** Work instructions **
Write out the material again word for word, dropping any images it holds.

** Supplied information **

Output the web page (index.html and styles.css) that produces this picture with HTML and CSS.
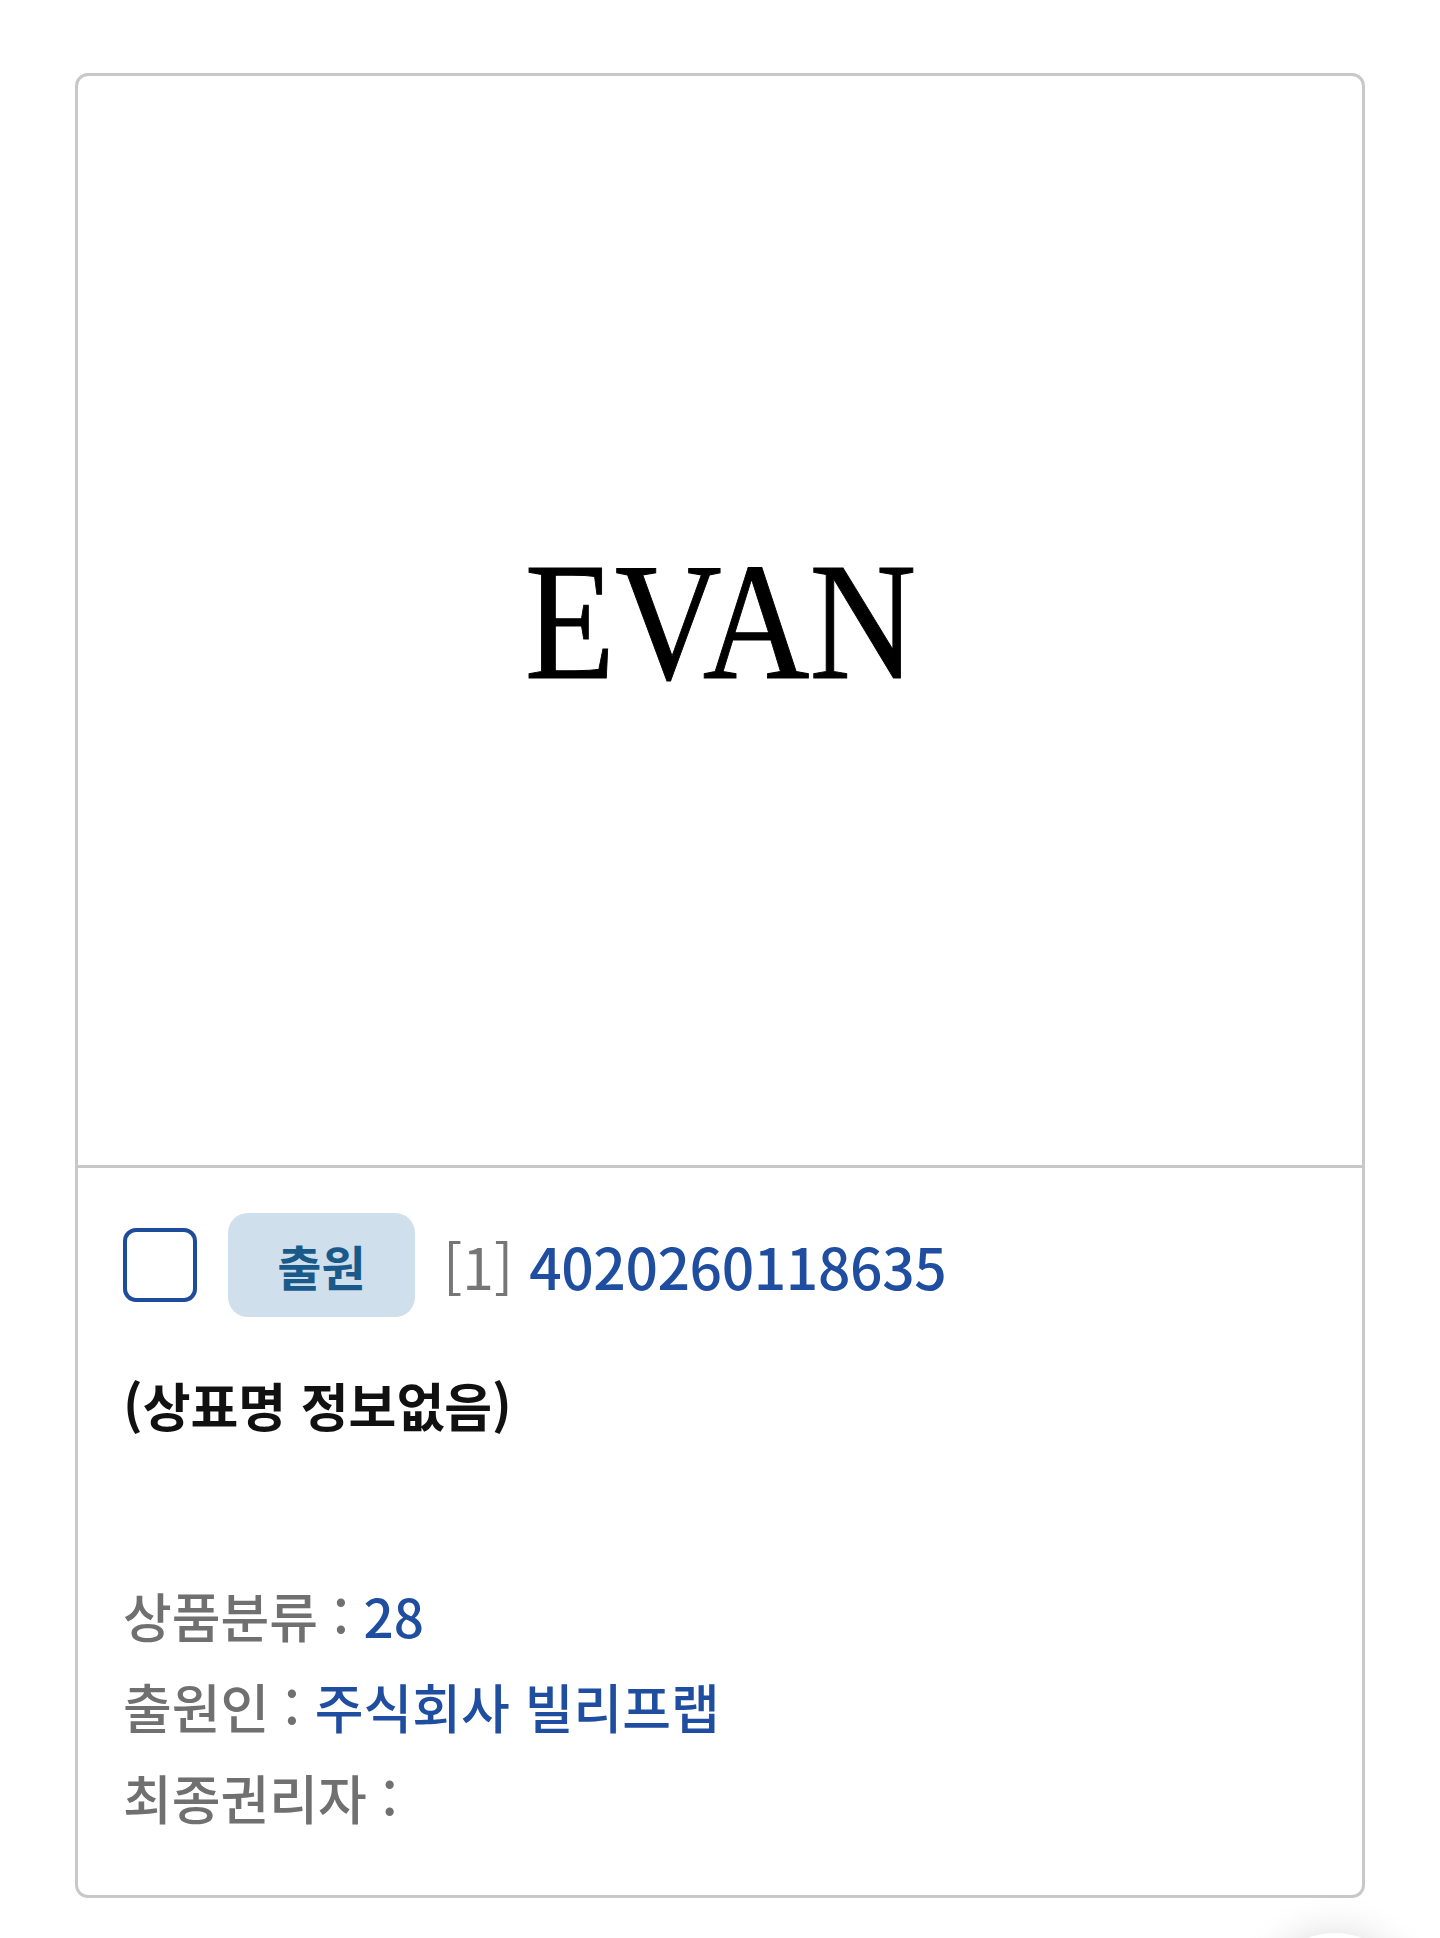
FILE: index.html
```html
<!DOCTYPE html>
<html lang="ko">
<head>
<meta charset="utf-8">
<title>상표 검색 결과</title>
<link rel="stylesheet" href="styles.css">
</head>
<body>
<main class="page">
  <article class="card">
    <div class="thumb">
      <span class="mark">EVAN</span>
    </div>
    <div class="info">
      <div class="head">
        <span class="check" role="checkbox" aria-checked="false"></span>
        <span class="badge">출원</span>
        <span class="num"><span class="idx">[1]</span> <a class="appno" href="#">4020260118635</a></span>
      </div>
      <h2 class="title">(상표명 정보없음)</h2>
      <ul class="meta">
        <li><span class="label">상품분류 : </span><span class="val">28</span></li>
        <li><span class="label">출원인 : </span><span class="val">주식회사 빌리프랩</span></li>
        <li><span class="label">최종권리자 : </span></li>
      </ul>
    </div>
  </article>
</main>
<div class="fab"></div>
</body>
</html>
```

FILE: styles.css
```css
html, body {
  margin: 0;
  padding: 0;
  background: #ffffff;
}

body {
  font-family: "Noto Sans CJK KR", "Noto Sans", sans-serif;
  color: #111111;
}

.page {
  padding: 73px 75px 40px;
}

.card {
  border: 3px solid #c8c8c8;
  border-radius: 13px;
  overflow: hidden;
  background: #ffffff;
}

.thumb {
  height: 1089px;
  display: flex;
  align-items: center;
  justify-content: center;
  border-bottom: 3px solid #c8c8c8;
}

.mark {
  display: inline-block;
  font-family: "Liberation Serif", "Times New Roman", serif;
  font-size: 168px;
  line-height: 1;
  color: #000000;
  transform: scaleX(0.88);
  -webkit-text-stroke: 1px #000000;
}

.info {
  padding: 45px 45px 52px 45px;
}

.head {
  display: flex;
  align-items: center;
  height: 104px;
}

.check {
  box-sizing: border-box;
  width: 74px;
  height: 74px;
  border: 4px solid #1f4c9a;
  border-radius: 13px;
  background: #ffffff;
  flex: none;
}

.badge {
  box-sizing: border-box;
  margin-left: 31px;
  width: 187px;
  height: 104px;
  border-radius: 20px;
  background: #cfdfeb;
  color: #1a5a8a;
  font-size: 48px;
  font-weight: 700;
  display: flex;
  align-items: center;
  justify-content: center;
  flex: none;
}

.num {
  margin-left: 28px;
  font-size: 57px;
  font-weight: 500;
  line-height: 1;
  white-space: nowrap;
}

.idx {
  color: #767676;
  font-weight: 400;
}

.appno {
  color: #1f4ea0;
  text-decoration: none;
  letter-spacing: -0.4px;
}

.title {
  margin: 53px 0 0;
  min-height: 138px;
  font-size: 52px;
  line-height: 70px;
  font-weight: 700;
  color: #111111;
}

.meta {
  list-style: none;
  margin: 62px 0 0;
  padding: 0;
  font-size: 53px;
  line-height: 91px;
  font-weight: 500;
}

.label {
  color: #707070;
}

.val {
  color: #1f4ea0;
}

.fab {
  position: fixed;
  right: 30px;
  bottom: -145px;
  width: 150px;
  height: 150px;
  border-radius: 50%;
  background: #ffffff;
  box-shadow: 0 0 40px rgba(0, 0, 0, 0.14);
}
```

** Task result **
Output the web page (index.html and styles.css) that produces this picture with HTML and CSS.
FILE: index.html
```html
<!DOCTYPE html>
<html lang="ko">
<head>
<meta charset="utf-8">
<title>상표 검색 결과</title>
<link rel="stylesheet" href="styles.css">
</head>
<body>
<main class="page">
  <article class="card">
    <div class="thumb">
      <span class="mark">EVAN</span>
    </div>
    <div class="info">
      <div class="head">
        <span class="check" role="checkbox" aria-checked="false"></span>
        <span class="badge">출원</span>
        <span class="num"><span class="idx">[1]</span> <a class="appno" href="#">4020260118635</a></span>
      </div>
      <h2 class="title">(상표명 정보없음)</h2>
      <ul class="meta">
        <li><span class="label">상품분류 : </span><span class="val">28</span></li>
        <li><span class="label">출원인 : </span><span class="val">주식회사 빌리프랩</span></li>
        <li><span class="label">최종권리자 : </span></li>
      </ul>
    </div>
  </article>
</main>
<div class="fab"></div>
</body>
</html>
```

FILE: styles.css
```css
html, body {
  margin: 0;
  padding: 0;
  background: #ffffff;
}

body {
  font-family: "Noto Sans CJK KR", "Noto Sans", sans-serif;
  color: #111111;
}

.page {
  padding: 73px 75px 40px;
}

.card {
  border: 3px solid #c8c8c8;
  border-radius: 13px;
  overflow: hidden;
  background: #ffffff;
}

.thumb {
  height: 1089px;
  display: flex;
  align-items: center;
  justify-content: center;
  border-bottom: 3px solid #c8c8c8;
}

.mark {
  display: inline-block;
  font-family: "Liberation Serif", "Times New Roman", serif;
  font-size: 168px;
  line-height: 1;
  color: #000000;
  transform: scaleX(0.88);
  -webkit-text-stroke: 1px #000000;
}

.info {
  padding: 45px 45px 52px 45px;
}

.head {
  display: flex;
  align-items: center;
  height: 104px;
}

.check {
  box-sizing: border-box;
  width: 74px;
  height: 74px;
  border: 4px solid #1f4c9a;
  border-radius: 13px;
  background: #ffffff;
  flex: none;
}

.badge {
  box-sizing: border-box;
  margin-left: 31px;
  width: 187px;
  height: 104px;
  border-radius: 20px;
  background: #cfdfeb;
  color: #1a5a8a;
  font-size: 48px;
  font-weight: 700;
  display: flex;
  align-items: center;
  justify-content: center;
  flex: none;
}

.num {
  margin-left: 28px;
  font-size: 57px;
  font-weight: 500;
  line-height: 1;
  white-space: nowrap;
}

.idx {
  color: #767676;
  font-weight: 400;
}

.appno {
  color: #1f4ea0;
  text-decoration: none;
  letter-spacing: -0.4px;
}

.title {
  margin: 53px 0 0;
  min-height: 138px;
  font-size: 52px;
  line-height: 70px;
  font-weight: 700;
  color: #111111;
}

.meta {
  list-style: none;
  margin: 62px 0 0;
  padding: 0;
  font-size: 53px;
  line-height: 91px;
  font-weight: 500;
}

.label {
  color: #707070;
}

.val {
  color: #1f4ea0;
}

.fab {
  position: fixed;
  right: 30px;
  bottom: -145px;
  width: 150px;
  height: 150px;
  border-radius: 50%;
  background: #ffffff;
  box-shadow: 0 0 40px rgba(0, 0, 0, 0.14);
}
```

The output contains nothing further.